### Given records
:::::

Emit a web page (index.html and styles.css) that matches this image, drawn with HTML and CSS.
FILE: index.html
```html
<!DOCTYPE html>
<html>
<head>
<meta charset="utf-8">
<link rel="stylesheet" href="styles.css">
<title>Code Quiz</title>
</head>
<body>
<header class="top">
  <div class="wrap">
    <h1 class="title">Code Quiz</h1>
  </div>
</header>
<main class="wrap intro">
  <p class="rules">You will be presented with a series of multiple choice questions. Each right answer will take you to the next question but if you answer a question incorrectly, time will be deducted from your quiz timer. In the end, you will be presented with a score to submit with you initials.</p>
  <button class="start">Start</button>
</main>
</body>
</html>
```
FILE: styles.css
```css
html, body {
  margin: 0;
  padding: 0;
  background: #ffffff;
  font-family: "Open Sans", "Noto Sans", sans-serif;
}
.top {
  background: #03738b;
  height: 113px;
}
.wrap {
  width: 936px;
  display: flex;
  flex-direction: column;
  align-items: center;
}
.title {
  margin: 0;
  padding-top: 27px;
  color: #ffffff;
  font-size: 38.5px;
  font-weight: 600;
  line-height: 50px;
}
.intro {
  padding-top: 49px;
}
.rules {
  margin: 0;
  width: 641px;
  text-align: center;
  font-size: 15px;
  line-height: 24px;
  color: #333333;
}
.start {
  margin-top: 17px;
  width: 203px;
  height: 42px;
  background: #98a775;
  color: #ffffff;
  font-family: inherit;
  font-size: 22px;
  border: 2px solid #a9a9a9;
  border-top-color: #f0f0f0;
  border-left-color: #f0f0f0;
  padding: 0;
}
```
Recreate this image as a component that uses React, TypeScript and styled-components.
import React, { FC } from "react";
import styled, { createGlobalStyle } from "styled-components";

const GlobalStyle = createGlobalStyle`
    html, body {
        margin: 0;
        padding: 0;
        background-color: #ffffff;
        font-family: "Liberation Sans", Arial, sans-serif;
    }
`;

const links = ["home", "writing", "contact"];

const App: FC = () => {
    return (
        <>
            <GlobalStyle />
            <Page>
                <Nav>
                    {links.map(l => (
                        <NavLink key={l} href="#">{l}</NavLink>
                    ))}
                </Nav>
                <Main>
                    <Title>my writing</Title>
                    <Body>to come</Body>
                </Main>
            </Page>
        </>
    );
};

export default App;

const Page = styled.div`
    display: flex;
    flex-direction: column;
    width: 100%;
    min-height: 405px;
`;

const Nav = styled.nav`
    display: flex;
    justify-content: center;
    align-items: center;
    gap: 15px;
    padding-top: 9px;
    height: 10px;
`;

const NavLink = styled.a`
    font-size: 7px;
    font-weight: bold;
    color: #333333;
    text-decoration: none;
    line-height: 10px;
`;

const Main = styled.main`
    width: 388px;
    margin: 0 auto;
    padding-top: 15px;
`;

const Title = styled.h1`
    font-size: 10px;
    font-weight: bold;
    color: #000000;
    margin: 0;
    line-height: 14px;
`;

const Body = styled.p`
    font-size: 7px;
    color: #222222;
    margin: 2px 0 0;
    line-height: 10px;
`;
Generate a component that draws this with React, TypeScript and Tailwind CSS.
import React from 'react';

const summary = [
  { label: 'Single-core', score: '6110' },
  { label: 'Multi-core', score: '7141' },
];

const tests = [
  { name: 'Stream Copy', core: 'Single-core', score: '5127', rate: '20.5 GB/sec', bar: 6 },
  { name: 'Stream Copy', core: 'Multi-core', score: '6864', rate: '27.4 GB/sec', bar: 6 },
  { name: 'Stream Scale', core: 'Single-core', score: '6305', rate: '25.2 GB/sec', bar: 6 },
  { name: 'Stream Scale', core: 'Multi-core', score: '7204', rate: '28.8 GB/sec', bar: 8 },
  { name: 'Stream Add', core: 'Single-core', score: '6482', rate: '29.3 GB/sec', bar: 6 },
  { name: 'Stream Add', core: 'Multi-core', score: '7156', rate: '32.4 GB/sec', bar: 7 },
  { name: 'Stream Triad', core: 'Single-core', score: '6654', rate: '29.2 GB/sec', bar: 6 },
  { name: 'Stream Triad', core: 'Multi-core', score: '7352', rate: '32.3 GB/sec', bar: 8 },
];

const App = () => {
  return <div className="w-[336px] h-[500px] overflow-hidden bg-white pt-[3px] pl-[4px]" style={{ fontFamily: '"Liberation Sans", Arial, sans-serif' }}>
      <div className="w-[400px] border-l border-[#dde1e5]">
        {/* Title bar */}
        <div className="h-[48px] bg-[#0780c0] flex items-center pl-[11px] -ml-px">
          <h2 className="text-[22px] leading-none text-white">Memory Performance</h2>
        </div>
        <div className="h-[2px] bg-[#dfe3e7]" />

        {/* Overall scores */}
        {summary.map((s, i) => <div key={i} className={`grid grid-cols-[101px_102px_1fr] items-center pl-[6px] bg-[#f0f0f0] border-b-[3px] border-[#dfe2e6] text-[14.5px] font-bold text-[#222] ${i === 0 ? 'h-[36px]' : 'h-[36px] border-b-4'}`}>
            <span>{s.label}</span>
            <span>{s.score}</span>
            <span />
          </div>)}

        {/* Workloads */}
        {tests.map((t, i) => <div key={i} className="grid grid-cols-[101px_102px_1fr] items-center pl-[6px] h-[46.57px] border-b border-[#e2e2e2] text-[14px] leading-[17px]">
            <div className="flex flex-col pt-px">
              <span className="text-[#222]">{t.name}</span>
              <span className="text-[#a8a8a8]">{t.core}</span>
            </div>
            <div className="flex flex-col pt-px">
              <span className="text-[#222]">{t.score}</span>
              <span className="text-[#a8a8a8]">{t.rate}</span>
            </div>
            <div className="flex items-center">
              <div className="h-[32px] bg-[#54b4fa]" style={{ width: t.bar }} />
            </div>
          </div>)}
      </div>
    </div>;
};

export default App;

:::::

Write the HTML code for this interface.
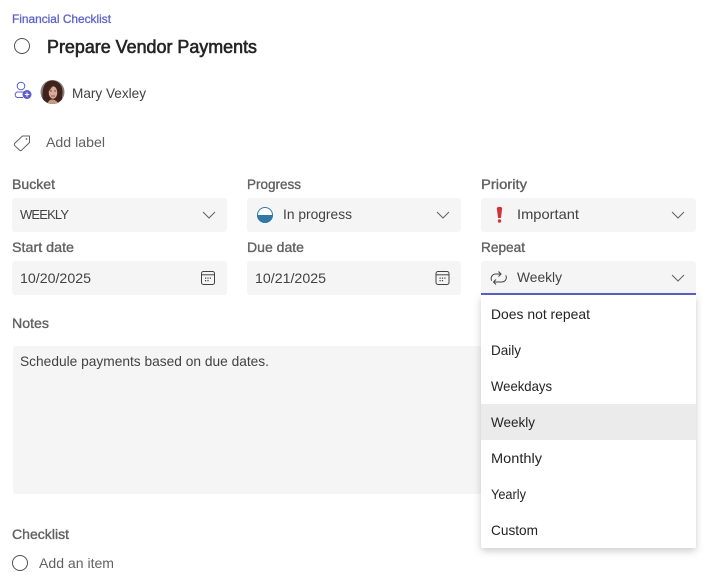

:::::

### Exercise directions
Search the records for the word "styles". Copy every line that has it.

### Exercise output
Emit a web page (index.html and styles.css) that matches this image, drawn with HTML and CSS.
<link rel="stylesheet" href="styles.css">
FILE: styles.css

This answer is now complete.